Right to Secession: exploring the Canadian way
Roberto Toscano
Senior Research Fellow Associate, CIDOB
January 2013 / Opinión CIDOB, n.º 171 / E-ISSN 2014-0843
In the last few months the debate on the right to secession in states that are part of the European Union, such as Spain and the United Kingdom, has strongly emerged. This debate does not occur in a vacuum, in fact there are precedents that are worth exploring. Especially relevant is the Canadian case, as in this country there have been large developments in this discussion and decisions have been made and actions carried out that can serve as a reference for the ongoing debate in Europe.
Among the many texts of constitutional and international law dealing with secession, it seems particularly interesting to take as a useful point of reference the opinion that in August 1998 the Supreme Court of Canada (which also serves as the constitutional court) issued on the legal aspects (both of constitutional law and of international law) on a hypothetical secession of Quebec.
The questions which the Court answered were twofold:
1. On the foundation of the Canadian Constitution: is there a right for Quebec to secede unilaterally from Canada?
2. Could Quebec appeal to the right to secession on the basis of international law? And in particular, can it refer to the right to self-determination?
In response to the first question, the Canadian Supreme Court starting from the consideration that, even though it is essential to develop a reflection on the subject starting from the concept of democracy, democracy can not be understood only as the power of the majority. If we consider the consequences of secession of Quebec – it added – we have to take into account the fact of the existing deep and extensive ties (economic, social, political and cultural) that interest the citizens of Canada as a whole, and that would be threatened by a decision of the people of Quebec to break the ties that bind them to Canada. For this reason it has to be excluded that secession can be performed in a unilateral manner, in other words, without conducting a negotiation with the other members of the Federation.
However, it is also true that if Quebec were to speak with a clear majority in favour of secession, this would attribute to the secession a democratic legitimacy that would necessarily have to be recognized by all other members of the Federation.
According to the Court, even if Quebec were to obtain a clear result in a referendum in favour of secession, it could not unilaterally dictate the terms of its secession to the other members of the Federation. The democratic vote, by itself, would have no legal effect. But no one could sustain the opposite either, in the sense that the continuity of the Canadian constitutional order could not ignore a clear expression of the will of a clear majority of Quebecers to not stay in Canada. The other provinces and the federal government would have no basis to deny the right to the government of Quebec to try to achieve secession, provided that in doing so the Quebec government respects the rights of other Canadian citizens.
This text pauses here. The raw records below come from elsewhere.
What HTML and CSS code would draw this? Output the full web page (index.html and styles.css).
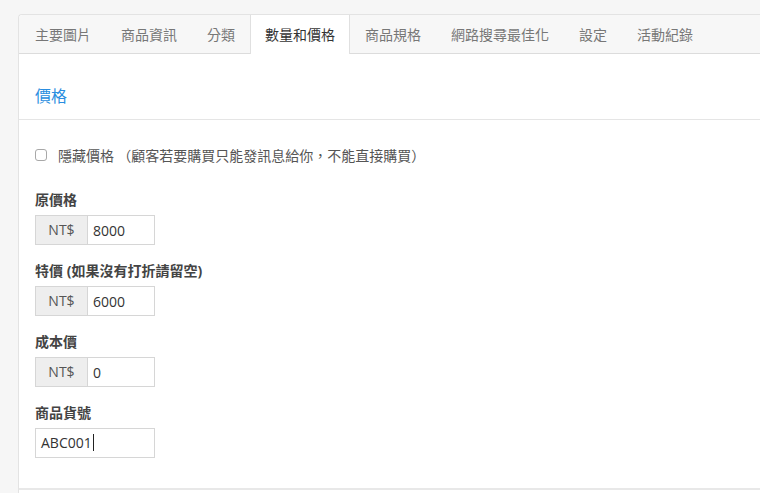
FILE: index.html
```html
<!DOCTYPE html>
<html lang="zh-Hant">
<head>
    <meta charset="UTF-8">
    <meta name="viewport" content="width=device-width, initial-scale=1.0">
    <title>數量和價格</title>
    <link rel="stylesheet" href="styles.css">
</head>
<body>
    <div class="panel">
        <ul class="tabs">
            <li>主要圖片</li>
            <li>商品資訊</li>
            <li>分類</li>
            <li class="active">數量和價格</li>
            <li>商品規格</li>
            <li>網路搜尋最佳化</li>
            <li>設定</li>
            <li>活動紀錄</li>
        </ul>

        <div class="section-head">價格</div>

        <div class="form">
            <label class="check-row">
                <input type="checkbox">
                <span>隱藏價格 （顧客若要購買只能發訊息給你，不能直接購買）</span>
            </label>

            <div class="field">
                <div class="field-label">原價格</div>
                <div class="input-group">
                    <span class="addon">NT$</span>
                    <input type="text" value="8000">
                </div>
            </div>

            <div class="field">
                <div class="field-label">特價 (如果沒有打折請留空)</div>
                <div class="input-group">
                    <span class="addon">NT$</span>
                    <input type="text" value="6000">
                </div>
            </div>

            <div class="field">
                <div class="field-label">成本價</div>
                <div class="input-group">
                    <span class="addon">NT$</span>
                    <input type="text" value="0">
                </div>
            </div>

            <div class="field">
                <div class="field-label">商品貨號</div>
                <div class="text-box">ABC001<span class="caret"></span></div>
            </div>
        </div>
    </div>
</body>
</html>
```

FILE: styles.css
```css
body {
    margin: 0;
    background-color: #f6f6f6;
    font-family: "Open Sans", "Noto Sans CJK TC", sans-serif;
    color: #333;
    overflow: hidden;
}
.panel {
    margin: 14px 0 0 18px;
    padding-bottom: 3px;
    background-color: #fff;
    border: 1px solid #e3e3e3;
    border-right: none;
    border-bottom: none;
    border-radius: 4px 0 0 0;
}
.tabs {
    display: flex;
    margin: 0;
    padding: 0 0 0 1px;
    list-style: none;
    background-color: #f7f7f7;
    border-bottom: 1px solid #dcdcdc;
    border-radius: 4px 0 0 0;
}
.tabs li {
    height: 38px;
    line-height: 38px;
    padding: 0 14px;
    border: 1px solid transparent;
    border-top: none;
    border-bottom: none;
    font-family: "Noto Sans CJK TC", sans-serif;
    font-size: 14px;
    color: #777;
    margin-bottom: -1px;
}
.tabs li.active {
    background-color: #fff;
    color: #333;
    border-color: #e0e0e0;
    height: 39px;
}
.section-head {
    padding: 31px 16px 14px;
    line-height: 20px;
    font-family: "Noto Sans CJK TC", sans-serif;
    font-size: 16px;
    color: #2a8ee0;
    border-bottom: 1px solid #e5e5e5;
}
.form {
    padding: 25px 16px 30px;
    border-bottom: 2px solid #e8e8e8;
}
.check-row {
    display: flex;
    align-items: center;
    height: 20px;
    font-family: "Noto Sans CJK TC", sans-serif;
    font-size: 14px;
    color: #555;
}
.check-row input {
    appearance: none;
    width: 12px;
    height: 12px;
    margin: 0 11px 0 0;
    border: 1px solid #a8a8a8;
    border-radius: 3px;
    background-color: #fff;
}
.field {
    margin-top: 26px;
}
.field + .field {
    margin-top: 17px;
}
.field-label {
    height: 18px;
    line-height: 18px;
    margin-bottom: 6px;
    font-size: 14px;
    font-weight: 700;
    color: #444;
}
.input-group {
    display: flex;
    width: 120px;
    height: 30px;
}
.addon {
    width: 51px;
    line-height: 28px;
    text-align: center;
    font-size: 14px;
    color: #555;
    background-color: #eee;
    border: 1px solid #d6d6d6;
    border-right: none;
}
.input-group input {
    width: 68px;
    box-sizing: border-box;
    border: 1px solid #d6d6d6;
    padding: 0 5px;
    font-family: "Open Sans", sans-serif;
    font-size: 14px;
    color: #333;
    outline: none;
}
.text-box {
    width: 120px;
    height: 30px;
    box-sizing: border-box;
    border: 1px solid #d6d6d6;
    padding: 0 5px;
    line-height: 28px;
    font-size: 14px;
    color: #333;
}
.caret {
    display: inline-block;
    width: 1px;
    height: 17px;
    margin-left: 1px;
    vertical-align: -3px;
    background-color: #222;
}
```
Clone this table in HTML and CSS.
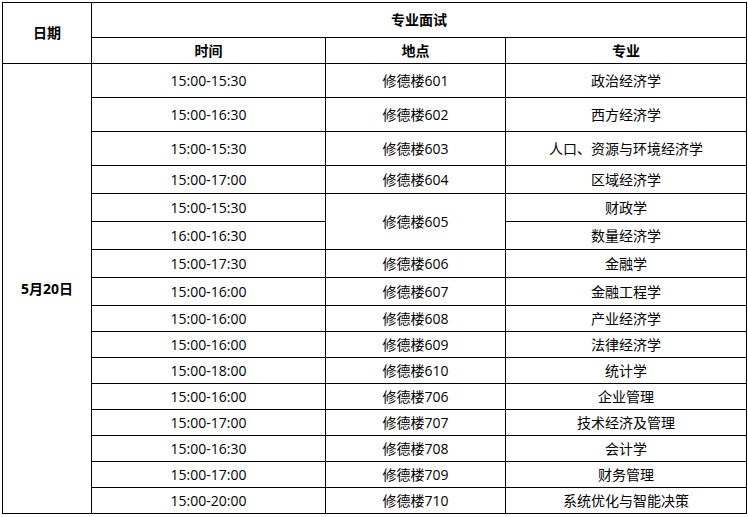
FILE: index.html
```html
<!DOCTYPE html>
<html lang="zh">
<head>
<meta charset="utf-8">
<title>专业面试安排</title>
<link rel="stylesheet" href="styles.css">
</head>
<body>
<table class="schedule">
  <colgroup>
    <col class="c-date">
    <col class="c-time">
    <col class="c-place">
    <col class="c-major">
  </colgroup>
  <thead>
    <tr class="h1">
      <th rowspan="2">日期</th>
      <th colspan="3">专业面试</th>
    </tr>
    <tr class="h2">
      <th>时间</th>
      <th>地点</th>
      <th>专业</th>
    </tr>
  </thead>
  <tbody>
    <tr class="r34">
      <th rowspan="16" class="date">5月20日</th>
      <td>15:00-15:30</td><td>修德楼601</td><td>政治经济学</td>
    </tr>
    <tr class="r34"><td>15:00-16:30</td><td>修德楼602</td><td>西方经济学</td></tr>
    <tr class="r34"><td>15:00-15:30</td><td>修德楼603</td><td>人口、资源与环境经济学</td></tr>
    <tr class="r28"><td>15:00-17:00</td><td>修德楼604</td><td>区域经济学</td></tr>
    <tr class="r28"><td>15:00-15:30</td><td rowspan="2">修德楼605</td><td>财政学</td></tr>
    <tr class="r28"><td>16:00-16:30</td><td>数量经济学</td></tr>
    <tr class="r28"><td>15:00-17:30</td><td>修德楼606</td><td>金融学</td></tr>
    <tr class="r28"><td>15:00-16:00</td><td>修德楼607</td><td>金融工程学</td></tr>
    <tr class="r26"><td>15:00-16:00</td><td>修德楼608</td><td>产业经济学</td></tr>
    <tr class="r26"><td>15:00-16:00</td><td>修德楼609</td><td>法律经济学</td></tr>
    <tr class="r26"><td>15:00-18:00</td><td>修德楼610</td><td>统计学</td></tr>
    <tr class="r26"><td>15:00-16:00</td><td>修德楼706</td><td>企业管理</td></tr>
    <tr class="r26"><td>15:00-17:00</td><td>修德楼707</td><td>技术经济及管理</td></tr>
    <tr class="r26"><td>15:00-16:30</td><td>修德楼708</td><td>会计学</td></tr>
    <tr class="r26"><td>15:00-17:00</td><td>修德楼709</td><td>财务管理</td></tr>
    <tr class="r26"><td>15:00-20:00</td><td>修德楼710</td><td>系统优化与智能决策</td></tr>
  </tbody>
</table>
</body>
</html>
```
FILE: styles.css
```css
html, body {
  margin: 0;
  padding: 0;
  background: #fff;
}

body {
  font-family: "Open Sans", "Noto Sans CJK SC", sans-serif;
  font-size: 14px;
  color: #000;
}

.schedule {
  margin: 2px 0 0 2px;
  border-collapse: collapse;
  table-layout: fixed;
  width: 744px;
}

.c-date { width: 89px; }
.c-time { width: 234px; }
.c-place { width: 180px; }
.c-major { width: 241px; }

.schedule th,
.schedule td {
  border: 1px solid #000;
  padding: 0;
  text-align: center;
  vertical-align: middle;
  line-height: 18px;
  white-space: nowrap;
}

.schedule th {
  font-weight: bold;
}

.h1 { height: 35px; }
.h2 { height: 26px; }
.r34 { height: 34px; }
.r28 { height: 28px; }
.r26 { height: 26px; }
```
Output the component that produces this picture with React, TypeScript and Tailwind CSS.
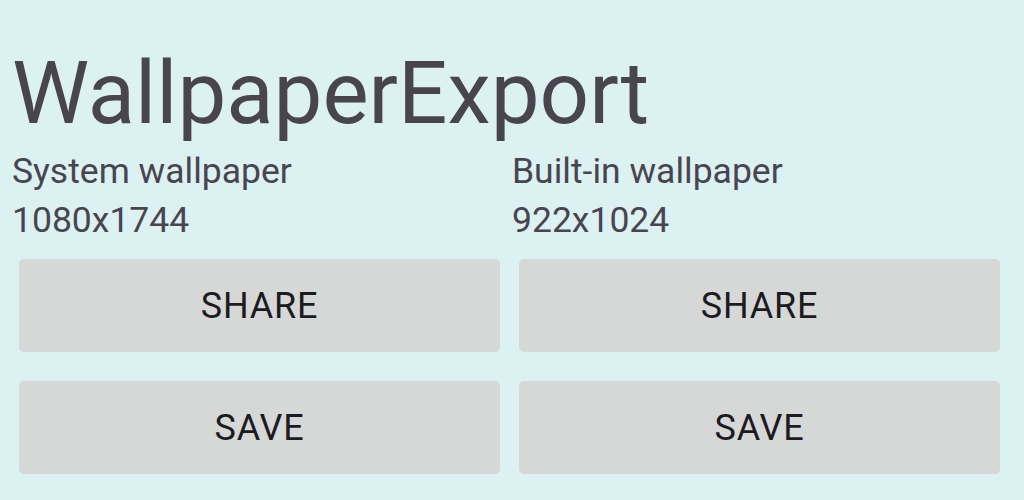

The only truly "unilateral" procedure in this process would be the promotion of a referendum as a way to determine the orientation of the majority of the population of Quebec, but this would be only the beginning of a process that would impose an amendment to the Constitution, and open a negotiation process where the outcome – according to the Court – can not in any case be given for granted. It would not make sense, in other words, to suppose that the fact of engaging in negotiations implies the existence of an absolute legal right to secede. Nor, on the other hand, could one imagine the continuation of the current Canada as if the Quebec citizens had not clearly expressed their desire for secession.
The focus of the negotiation would be in finding a balance between the different rights and obligations of the "two majorities": that of Quebec and that of Canada as a whole. Nobody in this negotiation would have the right to dictate their own terms.
Regarding the second question, on international law, and in particular on self-determination, the Court ruled in the sense that all international texts (and particularly the United Nations Charter) do not recognize the right to self-determination as absolute, instead they condition it with another fundamental principle in international relations: the territorial integrity of states. The Court also added that self-determination, understood as the right to form their own state away from another, is based on the assumption of the existence of a colonial situation or oppression and denial of rights, and – in view of the Canadian constitutional system of the country's current political practice – dictates that the people of Quebec can not reasonably claim that they were being denied in any way political participation and access to the various levels of government.
In conclusion, what seems particularly interesting in the opinion of the Canadian Supreme Court is that it does not take sides, from a legal standpoint, between separatism and preserving national unity, but instead moves the whole reasoning toward the modalities of a possible secession, admissible in theory but in no case considering it beforehand as an indisputable right. The court, centres its reasoning, which is legal but is also political, on the presence of different and conflicting rights and duties (those of those who want secede and those of the country as a whole) which have to be compatible with a negotiation, a negotiation that becomes in the true focal point of the question, leaving the maximalist pretensions and non-negotiability of the “separatists” and of the “unitary”.
A very sophisticated analysis, very civilized, very little dogmatic, that deserves careful consideration taking into account the examples that are occurring in Europe and that express territorial tensions and to whom the resolution of the Quebec case could prove a valuable reference.